Chapter 5 — ML & ensemble integration¶
Guided time: 6–8 hours
Prerequisites: Chapter 4 — Engine
Next: Chapter 6 — Quantum & sentiment
1. Purpose¶
Machine learning here is not a Kaggle leaderboard exercise—it is a probability supplier for a trading policy. This chapter explains the contract between ml/ensemble_model.py and engine/signal_generator.py, how missing models behave, and how to safely plug in trained classifiers.
Disclaimer: Teaching integration does not guarantee profitable trading. Stationarity, fees, slippage, and regime change dominate live results.
2. Objectives¶
- State the
predict_probabatch contract (input shape, output shape, class order). - Configure
XGB_MODEL_PATH/ENSEMBLE_MODEL_PATH(or repo default paths) to load joblib models. - Explain
SafeModelinml/model_loader.pyand why it exists. - Compare
ensemble_modelpath withxgb_model.py(alternative wiring; may needload_xgbcompletion in your fork).

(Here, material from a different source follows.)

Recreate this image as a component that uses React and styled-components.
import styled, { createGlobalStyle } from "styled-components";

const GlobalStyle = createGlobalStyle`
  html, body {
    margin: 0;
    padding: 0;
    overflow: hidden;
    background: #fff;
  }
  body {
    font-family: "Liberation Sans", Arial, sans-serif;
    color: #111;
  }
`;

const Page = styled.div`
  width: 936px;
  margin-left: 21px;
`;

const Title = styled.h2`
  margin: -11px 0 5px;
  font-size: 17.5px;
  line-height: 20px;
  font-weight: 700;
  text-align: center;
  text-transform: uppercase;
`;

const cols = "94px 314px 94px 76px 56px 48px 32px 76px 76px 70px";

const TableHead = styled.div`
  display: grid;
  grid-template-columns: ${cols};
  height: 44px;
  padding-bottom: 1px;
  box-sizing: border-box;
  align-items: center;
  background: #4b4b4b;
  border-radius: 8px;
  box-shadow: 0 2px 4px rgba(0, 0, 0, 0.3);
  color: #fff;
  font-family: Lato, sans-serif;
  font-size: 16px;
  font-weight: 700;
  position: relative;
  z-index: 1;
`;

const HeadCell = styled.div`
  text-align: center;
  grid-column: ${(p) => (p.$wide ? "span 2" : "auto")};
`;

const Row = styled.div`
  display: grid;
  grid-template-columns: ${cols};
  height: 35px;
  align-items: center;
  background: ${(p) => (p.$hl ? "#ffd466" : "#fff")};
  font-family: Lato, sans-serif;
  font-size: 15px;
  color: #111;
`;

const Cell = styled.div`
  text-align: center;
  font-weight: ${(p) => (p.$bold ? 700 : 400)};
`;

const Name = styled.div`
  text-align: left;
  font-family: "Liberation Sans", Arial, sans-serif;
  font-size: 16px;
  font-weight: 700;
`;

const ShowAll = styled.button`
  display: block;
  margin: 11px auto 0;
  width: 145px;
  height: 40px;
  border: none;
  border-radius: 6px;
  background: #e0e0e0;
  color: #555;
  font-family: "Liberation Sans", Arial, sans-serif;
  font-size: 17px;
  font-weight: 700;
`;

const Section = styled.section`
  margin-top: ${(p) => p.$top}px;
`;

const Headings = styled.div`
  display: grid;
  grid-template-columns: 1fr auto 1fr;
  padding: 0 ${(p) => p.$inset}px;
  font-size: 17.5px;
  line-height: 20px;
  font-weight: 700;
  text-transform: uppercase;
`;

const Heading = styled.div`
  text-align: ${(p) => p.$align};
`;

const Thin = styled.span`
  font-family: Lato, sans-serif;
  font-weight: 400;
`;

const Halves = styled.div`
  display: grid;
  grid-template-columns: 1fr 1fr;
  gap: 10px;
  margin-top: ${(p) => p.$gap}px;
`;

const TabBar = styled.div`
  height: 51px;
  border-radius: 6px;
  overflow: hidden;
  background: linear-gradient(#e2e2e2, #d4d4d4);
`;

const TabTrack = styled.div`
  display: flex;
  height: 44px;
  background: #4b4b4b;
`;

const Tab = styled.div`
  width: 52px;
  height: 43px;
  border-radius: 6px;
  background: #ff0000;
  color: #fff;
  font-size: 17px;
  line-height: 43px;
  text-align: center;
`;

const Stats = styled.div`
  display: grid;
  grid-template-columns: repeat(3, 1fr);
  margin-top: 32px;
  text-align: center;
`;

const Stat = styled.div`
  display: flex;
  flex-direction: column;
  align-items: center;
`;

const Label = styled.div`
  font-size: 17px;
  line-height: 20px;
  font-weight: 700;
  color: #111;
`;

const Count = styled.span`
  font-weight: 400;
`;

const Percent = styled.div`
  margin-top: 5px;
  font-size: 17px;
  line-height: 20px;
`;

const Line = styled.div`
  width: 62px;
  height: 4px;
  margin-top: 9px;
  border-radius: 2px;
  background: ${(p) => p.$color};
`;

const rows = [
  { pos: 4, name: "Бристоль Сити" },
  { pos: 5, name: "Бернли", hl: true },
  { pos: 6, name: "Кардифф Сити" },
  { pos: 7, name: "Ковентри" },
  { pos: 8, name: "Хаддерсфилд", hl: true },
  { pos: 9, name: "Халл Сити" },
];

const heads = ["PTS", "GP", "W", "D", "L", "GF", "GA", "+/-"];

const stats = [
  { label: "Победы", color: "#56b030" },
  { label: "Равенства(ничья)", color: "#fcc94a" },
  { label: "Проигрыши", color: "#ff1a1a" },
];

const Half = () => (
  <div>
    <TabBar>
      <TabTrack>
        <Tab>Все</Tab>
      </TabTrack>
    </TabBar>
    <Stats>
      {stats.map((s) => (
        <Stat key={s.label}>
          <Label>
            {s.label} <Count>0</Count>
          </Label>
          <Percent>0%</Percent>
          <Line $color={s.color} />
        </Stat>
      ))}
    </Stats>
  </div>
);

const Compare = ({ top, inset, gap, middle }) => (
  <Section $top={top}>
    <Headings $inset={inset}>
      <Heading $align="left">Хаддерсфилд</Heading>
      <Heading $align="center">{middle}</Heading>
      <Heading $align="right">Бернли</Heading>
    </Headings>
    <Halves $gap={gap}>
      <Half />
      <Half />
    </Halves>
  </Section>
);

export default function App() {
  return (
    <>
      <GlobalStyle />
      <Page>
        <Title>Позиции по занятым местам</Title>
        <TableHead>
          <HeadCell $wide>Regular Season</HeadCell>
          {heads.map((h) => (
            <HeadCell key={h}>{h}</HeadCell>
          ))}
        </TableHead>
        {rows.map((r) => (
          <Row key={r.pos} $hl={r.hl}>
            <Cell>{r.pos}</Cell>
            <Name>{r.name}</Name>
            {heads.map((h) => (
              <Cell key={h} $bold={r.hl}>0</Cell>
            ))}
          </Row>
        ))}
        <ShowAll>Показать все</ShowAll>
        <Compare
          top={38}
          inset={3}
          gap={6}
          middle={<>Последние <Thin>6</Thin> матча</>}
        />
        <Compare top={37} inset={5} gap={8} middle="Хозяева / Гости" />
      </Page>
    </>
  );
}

3. Contract: what SignalGenerator expects¶
SignalGenerator.generate calls (conceptually):
P = ensemble_predict_proba([feature_row])
Where:
- Input is a list of rows; each row is a list of floats (one bar → one row typical).
- Output is a list of rows; each row has three probabilities aligned to [SELL, BUY, HOLD] after normalization inside the generator’s logic.

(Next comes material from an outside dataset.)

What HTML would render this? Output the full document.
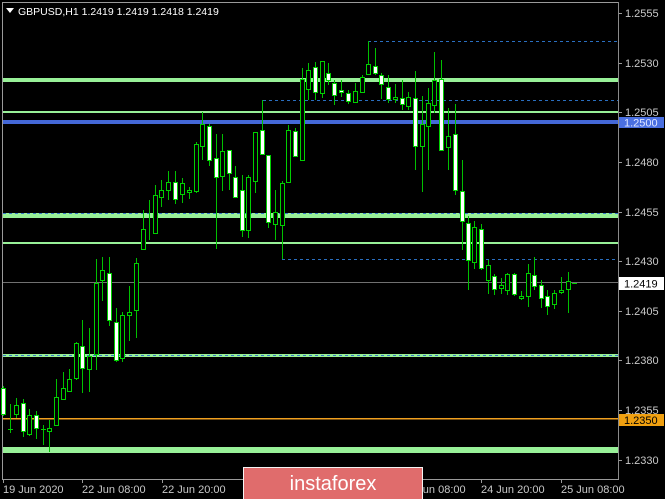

If the list is empty or malformed, the generator falls back to HOLD with zero confidence—safe default.
4. Ensemble class (lazy singleton pattern)¶
ml/ensemble_model.py defines:
Ensemble— loads a model from disk viaload_model(path)when a path is provided.predict_proba(X)— for each feature row:- If a model is loaded, call
model.predict_proba([feats])and map two-class or three-class outputs into normalized triples. - If no model, emit [1/3, 1/3, 1/3] per row so the pipeline still runs (smoke tests rely on this).
Pedagogy point: distinguish “no model” (explicit neutral distribution) from “model predicts uncertainty” (learned probabilities).
5. SafeModel wrapper¶
ml/model_loader.py wraps raw sklearn-like estimators:
- If
predict_probaexists, use it. - If not, synthesize probabilities from
predictoutputs (including scalar mappings).

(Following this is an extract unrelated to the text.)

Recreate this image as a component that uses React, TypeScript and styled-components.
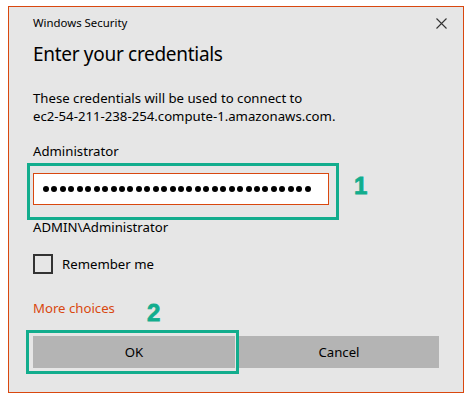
import * as React from "react"
import styled, { createGlobalStyle } from "styled-components"

const GlobalStyle = createGlobalStyle`
  html, body {
    margin: 0;
    padding: 0;
    background: #ffffff;
  }
  body {
    font-family: "Noto Sans", "Liberation Sans", sans-serif;
    color: #000;
  }
`

const Page = styled.div`
  padding: 6px 0 0 8px;
  width: 474px;
  height: 404px;
  box-sizing: border-box;
`

const Dialog = styled.div`
  position: relative;
  width: 456px;
  height: 387px;
  box-sizing: border-box;
  border: 1px solid #d9480f;
  background: #e6e6e6;
  display: flex;
  flex-direction: column;
  padding: 8px 16px 0 24px;
`

const Header = styled.div`
  display: flex;
  align-items: center;
  justify-content: space-between;
  height: 16px;
`

const Caption = styled.span`
  font-size: 11.4px;
  line-height: 16px;
`

const CloseButton = styled.button`
  display: flex;
  align-items: center;
  justify-content: center;
  width: 12px;
  height: 12px;
  padding: 0;
  border: none;
  background: transparent;
  cursor: pointer;
`

const Heading = styled.h1`
  margin: 9px 0 0;
  font-size: 19px;
  font-weight: 400;
  letter-spacing: -0.3px;
  line-height: 28px;
`

const Text = styled.p<{ $top: number; $color?: string }>`
  margin: ${(p) => p.$top}px 0 0;
  font-size: 13.2px;
  line-height: 18px;
  color: ${(p) => p.$color || "#000"};
`

const FieldWrap = styled.div`
  position: relative;
  margin-top: 13px;
  width: 296px;
`

const PasswordBox = styled.div`
  display: flex;
  align-items: center;
  gap: 2.45px;
  height: 32px;
  box-sizing: border-box;
  padding-left: 9px;
  border: 1px solid #d9480f;
  background: #ffffff;
`

const Dot = styled.span`
  width: 6px;
  height: 6px;
  border-radius: 50%;
  background: #000;
  flex: none;
`

const CheckRow = styled.label`
  display: flex;
  align-items: center;
  gap: 9px;
  margin-top: 18px;
  height: 20px;
  font-size: 13.2px;
  cursor: pointer;
`

const CheckBox = styled.span`
  width: 20px;
  height: 20px;
  box-sizing: border-box;
  border: 2px solid #333;
`

const Link = styled.a`
  display: block;
  margin-top: 25px;
  font-size: 13.2px;
  line-height: 18px;
  color: #d9480f;
  text-decoration: none;
  cursor: pointer;
`

const Buttons = styled.div`
  display: flex;
  gap: 4px;
  margin-top: 19px;
`

const Button = styled.button<{ $w: number }>`
  position: relative;
  width: ${(p) => p.$w}px;
  height: 32px;
  border: none;
  background: #b4b4b4;
  font-family: "Noto Sans", "Liberation Sans", sans-serif;
  font-size: 13.2px;
  color: #000;
  padding: 0;
  cursor: pointer;
`

const Highlight = styled.span<{ $l: number; $t: number; $w: number; $h: number }>`
  position: absolute;
  left: ${(p) => p.$l}px;
  top: ${(p) => p.$t}px;
  width: ${(p) => p.$w}px;
  height: ${(p) => p.$h}px;
  box-sizing: border-box;
  border: 3px solid #12ad8d;
  pointer-events: none;
`

const Step = styled.span<{ $l: number; $t: number }>`
  position: absolute;
  left: ${(p) => p.$l}px;
  top: ${(p) => p.$t}px;
  font-family: "Liberation Sans", Arial, sans-serif;
  font-weight: 700;
  font-size: 24px;
  line-height: 24px;
  color: #12ad8d;
  -webkit-text-stroke: 0.8px #12ad8d;
`

const CloseIcon = () => (
  <svg width="11" height="11" viewBox="0 0 11 11">
    <path d="M0.5 0.5 L10.5 10.5 M10.5 0.5 L0.5 10.5" stroke="#333" strokeWidth="1.1" fill="none" />
  </svg>
)

export default function App() {
  return (
    <Page>
      <GlobalStyle />
      <Dialog>
        <Header>
          <Caption>Windows Security</Caption>
          <CloseButton aria-label="Close">
            <CloseIcon />
          </CloseButton>
        </Header>
        <Heading>Enter your credentials</Heading>
        <Text $top={21}>
          These credentials will be used to connect to
          <br />
          ec2-54-211-238-254.compute-1.amazonaws.com.
        </Text>
        <Text $top={17}>Administrator</Text>
        <FieldWrap>
          <PasswordBox>
            {Array.from({ length: 32 }).map((_, i) => (
              <Dot key={i} />
            ))}
          </PasswordBox>
          <Highlight $l={-6} $t={-10} $w={312} $h={57} />
          <Step $l={321} $t={1}>1</Step>
        </FieldWrap>
        <Text $top={13}>ADMIN\Administrator</Text>
        <CheckRow>
          <CheckBox />
          Remember me
        </CheckRow>
        <Link>More choices</Link>
        <Buttons>
          <Button $w={202}>
            OK
            <Highlight $l={-7} $t={-6} $w={213} $h={44} />
            <Step $l={114} $t={-35}>2</Step>
          </Button>
          <Button $w={200}>Cancel</Button>
        </Buttons>
      </Dialog>
    </Page>
  )
}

This reduces crashes when experimenting with heterogeneous model types—at the cost of semantic ambiguity if you feed the wrong estimator. Review synthesized paths before live trading.
6. Bringing your own model¶
Training (outside this repo)¶
Typical pattern:
- Build a labeled dataset aligned with your feature definition in
signal_generator.py(or replace features deliberately). - Train a classifier with
predict_proba(two-class is common). joblib.dump(model, "models/xgb.pkl")(path illustrative).
Wiring¶
Set env vars or place files where ensemble_model._default_model_path() searches:
XGB_MODEL_PATHENSEMBLE_MODEL_PATHmodels/xgb.pklmodels/ensemble.pkl
Restart the process after changes—module-level singletons cache the ensemble.
7. Evaluation mindset (lightweight)¶
Before live deployment, at minimum:
- Calibration — raw probabilities may be miscalibrated; consider Platt scaling or isotonic regression if you rely on thresholds.
- Leakage — ensure labels do not peek into the future relative to features.
- Fees — policy thresholds should be interpreted net of costs if you simulate P&L.
This course does not implement a full backtester; add a chapter if you productize one.
8. Labs¶
Lab 5.1 — Neutral path (30 min)¶
Run smoke without any model file. Confirm triple [~0.33, ~0.33, ~0.33] appears in logs.
Lab 5.2 — Stub model (120+ min)¶
Train a trivial sklearn model on random data only to exercise plumbing:
- Same feature dimension as
_to_feature_vector. - Save via joblib.
- Point env path to it.
- Re-run smoke; observe whether BUY/SELL ever appears (may still be rare).
Lab 5.3 — Contract test (45 min)¶
Write a unit test (in tests/ or personal folder) that mocks predict_proba to return an extreme BUY vector and asserts SignalGenerator returns BUY with high confidence.
9. Exercises¶
- Why is batching
predict_proba([row])preferred over per-row import side effects? - What breaks if class order were [BUY, SELL, HOLD] but code assumes [SELL, BUY, HOLD]?
- Locate
_to_feature_vectorand list the numeric features it constructs.
10. Notebook¶
notebooks/01_feature_vector_and_proba.ipynb:
- Reimplement
_to_feature_vectorin a cell. - Plot histograms of dummy probabilities under neutral vs synthetic BUY-skewed model outputs.
11. Summary¶
The ML layer’s job is to emit probabilities the policy can threshold. The policy’s job is to stay safe when ML is absent or wrong. Chapter 6 adds optional quantum portfolio shaping and external sentiment feeds on top of this foundation.